A novel hypothesis for atherosclerosis as a cholesterol sulfate deficiency syndrome

Stephanie Seneff, Robert M. Davidson, Ann Lauritzen, Anthony Samsel, Glyn Wainwright

Despite a vast literature, atherosclerosis and the associated ischemia/reperfusion injuries remain today in many ways a mystery. Why do atheromatous plaques make and store a supply of cholesterol and sulfate within the major arteries supplying the heart? Why are treatment programs aimed to suppress certain myocardial infarction risk factors, such as elevated serum homocysteine and inflammation, generally counterproductive? Our methods are based on an extensive search of the literature in atherosclerotic cardiovascular disease as well as in the area of the unique properties of water, the role of biosulfates in the vascular wall, and the role of electromagnetic fields in vascular flow. Our investigation reveals a novel pathology linked to atherosclerosis that better explains the observed facts than the currently held popular view. We propose a novel theory that atherosclerosis can best be explained as being due to cholesterol sulfate deficiency.

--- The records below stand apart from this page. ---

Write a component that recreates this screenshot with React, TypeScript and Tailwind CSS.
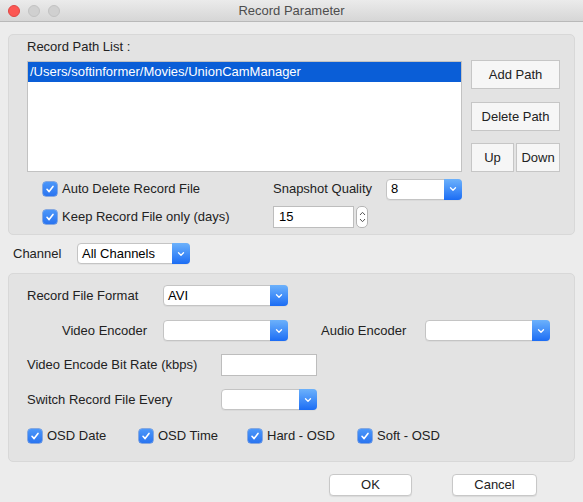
import type { ReactNode } from "react";

const font = { fontFamily: '"Liberation Sans", Arial, sans-serif' };

function Check({ label }: { label: string }) {
    return (
        <div className="flex items-center gap-[5px]">
            <span className="w-[14px] h-[14px] rounded-[3px] bg-gradient-to-b from-[#4c97f9] to-[#2a74f0] flex items-center justify-center shadow-[0_0_0_0.5px_#2b6fdc]">
                <svg width="10" height="10" viewBox="0 0 10 10">
                    <path d="M2 5.3 L4.1 7.6 L8 2.4" fill="none" stroke="#fff" strokeWidth="1.6" strokeLinecap="round" strokeLinejoin="round" />
                </svg>
            </span>
            <span className="text-[13px] text-[#222]">{label}</span>
        </div>
    );
}

function Select({ value, w }: { value?: string; w: string }) {
    return (
        <div className={`${w} h-[21px] flex bg-white border border-[#c4c4c4] rounded-[4px] shadow-[0_1px_0_rgba(0,0,0,0.04)]`}>
            <div className="flex-1 flex items-center pl-[4px] text-[13px] text-black">{value}</div>
            <div className="w-[18px] -my-px -mr-px rounded-r-[4px] bg-gradient-to-b from-[#6cb1fb] to-[#1b6cf4] flex items-center justify-center">
                <svg width="8" height="6" viewBox="0 0 8 6">
                    <path d="M1.5 1.8 L4 4.2 L6.5 1.8" fill="none" stroke="#fff" strokeWidth="1.3" strokeLinecap="round" strokeLinejoin="round" />
                </svg>
            </div>
        </div>
    );
}

function TextBox({ value, w }: { value?: string; w: string }) {
    return (
        <div className={`${w} h-[22px] bg-white border border-[#bdbdbd] flex items-center pl-[5px] text-[13px] text-black`}>
            {value}
        </div>
    );
}

function Btn({ children, w }: { children: ReactNode; w: string }) {
    return (
        <div className={`${w} h-[29px] bg-[#f6f6f6] border border-[#c6c6c6] flex items-center justify-center text-[13px] text-[#222]`}>
            {children}
        </div>
    );
}

function Group({ children, className }: { children: ReactNode; className: string }) {
    return (
        <div className={`bg-[#e3e3e3] border border-[#d8d8d8] rounded-[5px] ${className}`}>{children}</div>
    );
}

export default function App() {
    return (
        <div className="w-[583px] h-[502px] bg-[#ececec] overflow-hidden" style={font}>
            <div className="h-[22px] bg-gradient-to-b from-[#ebebeb] to-[#d6d6d6] border-b border-[#b9b9b9] flex items-center relative">
                <div className="flex gap-[8px] pl-[8px]">
                    <span className="w-[12px] h-[12px] rounded-full bg-[#fc5753] border border-[#df4744]" />
                    <span className="w-[12px] h-[12px] rounded-full bg-[#d0d0d0] border border-[#c2c2c2]" />
                    <span className="w-[12px] h-[12px] rounded-full bg-[#d0d0d0] border border-[#c2c2c2]" />
                </div>
                <div className="absolute inset-0 flex items-center justify-center text-[13px] text-[#4d4d4d]">
                    Record Parameter
                </div>
            </div>

            <div className="px-[8px]">
                <Group className="mt-[12px] pl-[18px] pt-[4px] pb-[6px]">
                    <div className="h-[16px] leading-[16px] text-[13px] text-[#222]">Record Path List :</div>
                    <div className="flex mt-[5px]">
                        <div className="w-[435px] h-[111px] mt-[1px] bg-white border border-[#c2c2c2]">
                            <div className="h-[20px] bg-[#0a5ed7] text-white text-[13px] flex items-center pl-[2px]">
                                /Users/softinformer/Movies/UnionCamManager
                            </div>
                        </div>
                        <div className="ml-[9px] flex flex-col">
                            <Btn w="w-[89px]">Add Path</Btn>
                            <div className="mt-[13px]">
                                <Btn w="w-[89px]">Delete Path</Btn>
                            </div>
                            <div className="mt-[12px] flex gap-[2px]">
                                <Btn w="w-[43px]">Up</Btn>
                                <Btn w="w-[44px]">Down</Btn>
                            </div>
                        </div>
                    </div>
                    <div className="flex items-center h-[22px] mt-[6px]">
                        <div className="w-[246px] pl-[16px]">
                            <Check label="Auto Delete Record File" />
                        </div>
                        <span className="w-[113px] text-[13px] text-[#222]">Snapshot Quality</span>
                        <Select value="8" w="w-[76px]" />
                    </div>
                    <div className="flex items-center h-[22px] mt-[6px]">
                        <div className="w-[246px] pl-[16px]">
                            <Check label="Keep Record File only (days)" />
                        </div>
                        <TextBox value="15" w="w-[81px]" />
                        <div className="ml-[2px] w-[12px] h-[22px] bg-white border border-[#b5b5b5] rounded-[5px] flex flex-col items-center justify-center gap-[2px]">
                            <svg width="7" height="5" viewBox="0 0 7 5">
                                <path d="M1 4 L3.5 1.3 L6 4" fill="none" stroke="#555" strokeWidth="1" />
                            </svg>
                            <svg width="7" height="5" viewBox="0 0 7 5">
                                <path d="M1 1 L3.5 3.7 L6 1" fill="none" stroke="#555" strokeWidth="1" />
                            </svg>
                        </div>
                    </div>
                </Group>

                <div className="flex items-center h-[21px] mt-[8px] pl-[5px]">
                    <span className="w-[64px] text-[13px] text-[#222]">Channel</span>
                    <Select value="All Channels" w="w-[113px]" />
                </div>

                <Group className="mt-[9px] pl-[18px] pt-[11px] pb-[15px]">
                    <div className="flex items-center h-[21px]">
                        <span className="w-[136px] text-[13px] text-[#222]">Record File Format</span>
                        <Select value="AVI" w="w-[125px]" />
                    </div>
                    <div className="flex items-center h-[21px] mt-[14px]">
                        <span className="w-[136px] pl-[35px] text-[13px] text-[#222]">Video Encoder</span>
                        <Select w="w-[125px]" />
                        <span className="ml-[33px] w-[104px] text-[13px] text-[#222]">Audio Encoder</span>
                        <Select w="w-[125px]" />
                    </div>
                    <div className="flex items-center h-[22px] mt-[13px]">
                        <span className="w-[194px] text-[13px] text-[#222]">Video Encode Bit Rate (kbps)</span>
                        <TextBox w="w-[96px]" />
                    </div>
                    <div className="flex items-center h-[21px] mt-[13px]">
                        <span className="w-[194px] text-[13px] text-[#222]">Switch Record File Every</span>
                        <Select w="w-[96px]" />
                    </div>
                    <div className="flex items-center h-[20px] mt-[16px] pl-[1px]">
                        <div className="w-[111px]">
                            <Check label="OSD Date" />
                        </div>
                        <div className="w-[109px]">
                            <Check label="OSD Time" />
                        </div>
                        <div className="w-[110px]">
                            <Check label="Hard - OSD" />
                        </div>
                        <Check label="Soft - OSD" />
                    </div>
                </Group>

                <div className="flex justify-end gap-[40px] pr-[38px] mt-[12px]">
                    <div className="w-[83px] h-[22px] bg-white border border-[#c8c8c8] rounded-[4px] shadow-[0_1px_1px_rgba(0,0,0,0.08)] flex items-center justify-center text-[13px] text-[#222]">
                        OK
                    </div>
                    <div className="w-[85px] h-[22px] bg-white border border-[#c8c8c8] rounded-[4px] shadow-[0_1px_1px_rgba(0,0,0,0.08)] flex items-center justify-center text-[13px] text-[#222]">
                        Cancel
                    </div>
                </div>
            </div>
        </div>
    );
}
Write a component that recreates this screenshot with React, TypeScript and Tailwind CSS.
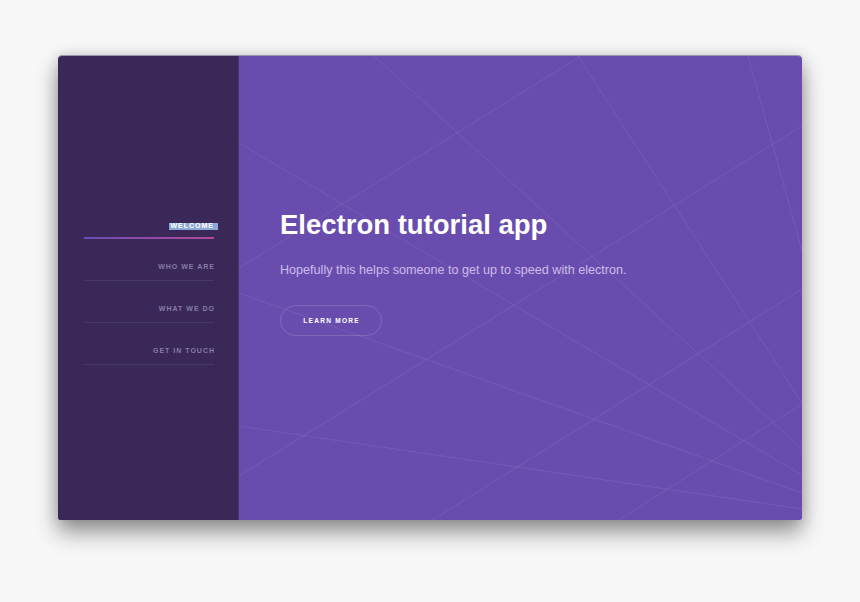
import React from "react";

const lines: [number, number, number, number][] = [
  [135, 0, 563, 393],
  [0, 87, 563, 419],
  [0, 212, 342, 0],
  [339, 0, 563, 347],
  [509, 0, 563, 195],
  [563, 70, 0, 420],
  [0, 237, 563, 437],
  [0, 370, 563, 453],
  [192, 465, 563, 233],
  [378, 465, 563, 348],
];

const navItems = ["WHO WE ARE", "WHAT WE DO", "GET IN TOUCH"];

export default function App() {
  return (
    <div
      className="w-[860px] h-[602px] bg-[#f7f7f7] pt-[55px] pl-[58px] overflow-hidden"
      style={{ fontFamily: '"Liberation Sans", Arial, sans-serif' }}
    >
      <div className="w-[744px] h-[465px] flex rounded-t-[4px] rounded-b-[2px] overflow-hidden border-t border-[#9c93ae] shadow-[0_12px_22px_rgba(0,0,0,0.42),0_0_14px_rgba(0,0,0,0.12)]">
        {/* Sidebar */}
        <div className="w-[181px] shrink-0 bg-[#3a2859] border-r border-[#46366c] pt-[142px] pl-[26px]">
          <div className="w-[130px] flex flex-col">
            <div className="pt-[25px] flex flex-col">
              <div className="h-[8px] flex justify-end items-center">
                <span className="inline-block h-[6.5px] leading-[6.5px] bg-[#8fa9d6] text-white text-[7px] font-bold tracking-[1px] pl-[1px] pr-[4px] -mr-[4px] mt-[-1px]">
                  WELCOME
                </span>
              </div>
              <div className="mt-[6px] h-[2px] bg-gradient-to-r from-[#6a4bb2] to-[#b4489a]" />
            </div>
            {navItems.map((t) => (
              <div key={t} className="pt-[24px] pb-[9px] border-b border-[#47386b]">
                <div className="h-[8px] leading-[8px] text-right text-[7px] font-bold tracking-[1px] text-[#877ca4] -mr-[1px]">
                  {t}
                </div>
              </div>
            ))}
          </div>
        </div>
        {/* Main */}
        <div className="relative flex-1 bg-[#694dae] overflow-hidden">
          <svg
            className="absolute inset-0"
            width="563"
            height="465"
            viewBox="0 0 563 465"
          >
            {lines.map(([x1, y1, x2, y2], i) => (
              <line
                key={i}
                x1={x1}
                y1={y1}
                x2={x2}
                y2={y2}
                stroke="rgba(255,255,255,0.075)"
                strokeWidth="1"
              />
            ))}
          </svg>
          <div className="relative pl-[41px] pt-[153px] flex flex-col items-start">
            <h1 className="text-[27.5px] leading-[32px] font-bold text-white">
              Electron tutorial app
            </h1>
            <p className="mt-[21px] text-[12.6px] leading-[16px] text-[#cbbde9]">
              Hopefully this helps someone to get up to speed with electron.
            </p>
            <div className="mt-[27px] w-[102px] h-[31px] rounded-full border border-white/15 flex items-center justify-center">
              <span className="text-[6.5px] leading-[8px] font-bold tracking-[1.3px] text-white pl-[1.3px]">
                LEARN MORE
              </span>
            </div>
          </div>
        </div>
      </div>
    </div>
  );
}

Furthermore, atheromatous plaques replenish the supply of cholesterol and sulfate to the microvasculature, by exploiting the inflammatory agent superoxide to derive sulfate from homocysteine and other sulfur sources. We argue that the sulfate anions attached to the glycosaminoglycans in the glycocalyx are essential in maintaining the structured water that is crucial for vascular endothelial health and erythrocyte mobility through capillaries. Sulfate depletion leads to cholesterol accumulation in atheromas, because its transport through water-based media depends on sulfurylation. We show that streaming potential induces nitric oxide (NO) release, and NO derivatives break down the extracellular matrix, redistributing sulfate to the microvasculature. We argue that low (less negative) zeta potential due to insufficient sulfate anions leads to hypertension and thrombosis, because these responses can increase streaming potential and induce nitric-oxide mediated vascular relaxation, promoting oxygen delivery. Our hypothesis is a parsimonious explanation of multiple features of atherosclerotic cardiovascular disease. If our interpretation is correct, then it would have a significant impact on how atherosclerosis is treated. We recommend a high intake of sulfur-containing foods as well as an avoidance of exposure to toxicants that may impair sulfate synthesis.